The former editor of the Daily Express has denied claims made to the Leveson Inquiry that he was “obsessed” over coverage of the disappearance of Madeleine McCann.
Peter Hill said it was an “international story on an enormous scale” and that there was an “enormous clamour” for information.
“It was not a story you could ignore”, he said, “you simply had to cover it as best you could.”
Hill said it was “nothing to do with an obsession”, adding that the “entire country” had an opinion about the 2007 disappearance of McCann.
Express reporter Nick Fagge told the Leveson Inquiry in December that Hill had “decided it was the only story he was interested in.”
There was a tense exchange between Hill and Robert Jay QC, during which Hill accused the Inquiry counsel of putting him “on trial” during questioning about the tabloid’s McCann coverage. Lord Justice Leveson reassured him he was not.
“I did not accuse them of killing their child. The story that I ran were the people that did accuse them and those were the Portuguese police,” he said.
He added that there was “reason to believe that they might possibly be true.”
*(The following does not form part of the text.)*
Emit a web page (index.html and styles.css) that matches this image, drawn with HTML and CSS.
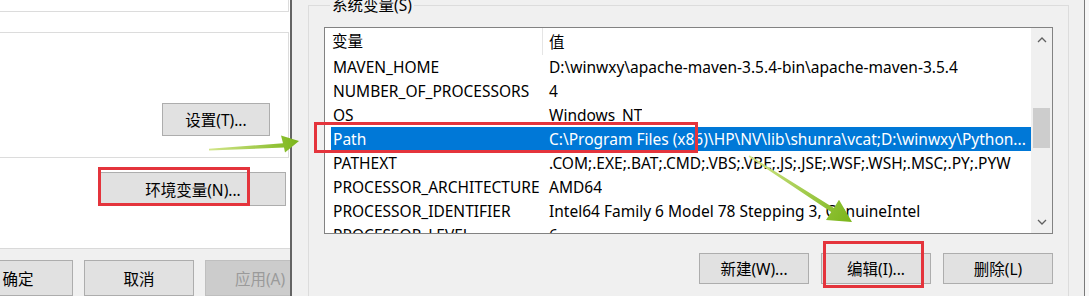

When asked by Jay about checking the accuracy of the stories, Hill said: “We did the best we could do which was not very much.” He added that the McCann stories boosted circulation “on many days”.
Madeleine’s parents accepted £550,000 in damages and an apology from Express Newspapers in March 2008 for what the company said were “entirely untrue” and “defamatory” articles. Hill told the “nothing” further happened after the libel case.